Your company has gotten a grand and prestigious contract: you are to write a program for the organisation of the Tour de France! With the large amount of money that the organisation of the Tour has, your marketing department became really fanatic, trying everything to get some work for your company that they could sell for way too much money. You, the company’s best programmer, has been assigned to this job.

When you read the assignment however, both respect for the marketing department and horror at the assignment strikes you. Your marketing department has somehow managed to convince the organisation of the Tour de France that they absolutely need a program that will compute the route of the Tour through the selected French cities for them. In particular, the organisation of the Tour now believes that the best such tour would be the shortest one. Additionally, they have decided that the Tour should really be a tour as understood in computer science, in that the tour ends at the starting point, and that each stage (= a day of cycling from one city to the next) starts at the finish of the previous one.

You quickly look up how many stages they plan on having, see that it’s a huge number (they lengthened the Tour) and you fall to your knees, burying your face in your hands in despair. Given your Computer Science background, you know that this is precisely the famous Travelling Salesman problem, famous for not having a polynomial time solution (assuming $\mathsf{P} \neq \mathsf{NP}$), so there is probably no algorithm fast enough for this many stages.

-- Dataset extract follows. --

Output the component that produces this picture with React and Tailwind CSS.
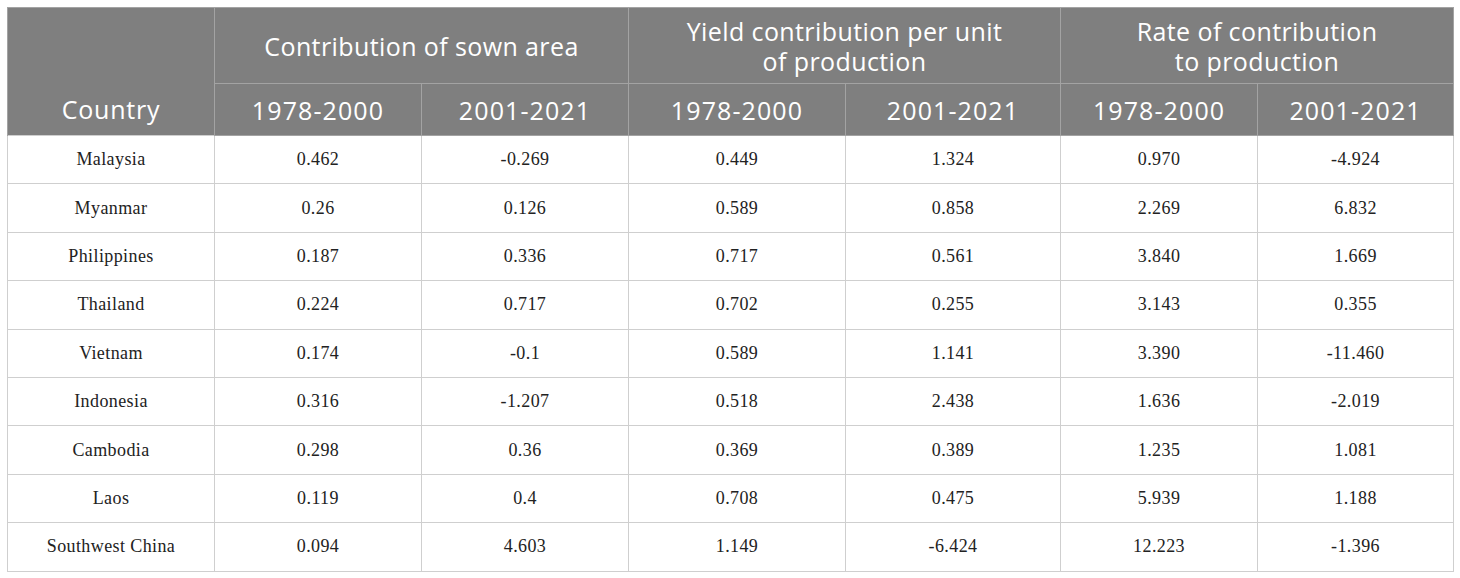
import React from "react";

const rows = [
  ["Malaysia", "0.462", "-0.269", "0.449", "1.324", "0.970", "-4.924"],
  ["Myanmar", "0.26", "0.126", "0.589", "0.858", "2.269", "6.832"],
  ["Philippines", "0.187", "0.336", "0.717", "0.561", "3.840", "1.669"],
  ["Thailand", "0.224", "0.717", "0.702", "0.255", "3.143", "0.355"],
  ["Vietnam", "0.174", "-0.1", "0.589", "1.141", "3.390", "-11.460"],
  ["Indonesia", "0.316", "-1.207", "0.518", "2.438", "1.636", "-2.019"],
  ["Cambodia", "0.298", "0.36", "0.369", "0.389", "1.235", "1.081"],
  ["Laos", "0.119", "0.4", "0.708", "0.475", "5.939", "1.188"],
  ["Southwest China", "0.094", "4.603", "1.149", "-6.424", "12.223", "-1.396"],
];

const head = "border border-[#a3a3a3] text-white font-normal text-center leading-[30px]";
const years = ["1978-2000", "2001-2021", "1978-2000", "2001-2021", "1978-2000", "2001-2021"];

export default function App() {
  return (
    <div className="w-[1460px] h-[578px] bg-white p-[7px]">
      <table className="table-fixed border-collapse w-[1446px]">
        <colgroup>
          <col className="w-[207px]" />
          <col className="w-[207px]" />
          <col className="w-[207px]" />
          <col className="w-[217px]" />
          <col className="w-[215px]" />
          <col className="w-[197px]" />
          <col className="w-[196px]" />
        </colgroup>
        <thead className="bg-[#7f7f7f] font-['Open_Sans',sans-serif] text-[25px] tracking-[0.4px]">
          <tr className="h-[76px]">
            <th rowSpan={2} className={head + " align-bottom pb-[11px] border-b-0 tracking-[0.8px]"}>Country</th>
            <th colSpan={2} className={head}>Contribution of sown area</th>
            <th colSpan={2} className={head}>Yield contribution per unit<br />of production</th>
            <th colSpan={2} className={head}>Rate of contribution<br />to production</th>
          </tr>
          <tr className="h-[52px]">
            {years.map((y, i) => (
              <th key={i} className={head + " tracking-[1.1px]"}>{y}</th>
            ))}
          </tr>
        </thead>
        <tbody className="font-['Liberation_Serif',serif] text-[18px] tracking-[0.4px] text-[#222]">
          {rows.map((r) => (
            <tr key={r[0]} className="h-[48.4px]">
              {r.map((c, i) => (
                <td key={i} className="border border-[#cfcfcf] text-center">{c}</td>
              ))}
            </tr>
          ))}
        </tbody>
      </table>
    </div>
  );
}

You hurry to your boss, a huge man with an equally huge temper. You start explaining how this new assignment is exactly a famous hard problem, how there are simply too many tours through these cities and that there’s no way you can find the shortest one before the end of the century (skipping the dynamic programming algorithm that does better than trying all tours, because it’s too complicated to explain quickly and would still not solve the problem in time). Your boss is starting to get annoyed by you, clearly convinced you must have some other motive for saying all this, such as laziness. When you say that basically the entire Computer Science community agrees with this assessment and that finding a better algorithm is a famous open problem for decades, he seems to feel that you might not be lying.

He says: “Don’t worry about it. They promised us something in later negotiations: as it’s hard to set out so many possible routes between cities, they decided that every city can only choose two cities as potential destinations. Furthermore, as assistance is needed from the destination city to set up a route for a stage, every destination city need only cooperate with at most two cities that want to set out a route to them. That should take care of your ‘there’s too many possible tours’ problem. Now scram and don’t bother me again.”

He slams the door in your face. You feel a bit better now: apparently, the problem is now one on a directional graph, where every vertex has at most two incoming and outgoing edges…A quick calculation reveals that you still can’t try all possible tours or the dynamic programming algorithm, but maybe something is known on this restriction of the Travelling Salesman problem? A quick search of the internet yields no results. The longer, more frantic search that follows also yields no results, and after cursing your luck and life in general for a minute, you resign yourself to your fate: finding some way of solving the problem fast enough by yourself in an attempt to avoid incurring the wrath of your boss.

Input

The input starts with a line containing an integer $T$ ($1 \le T \le 5$), the number of test cases. Then for each test case:

  • One line with two space-separated integers: $N$, the number of cities ($3 \leq N \leq 36$) and $M$, the number of edges ($N \leq M \leq 2 N$).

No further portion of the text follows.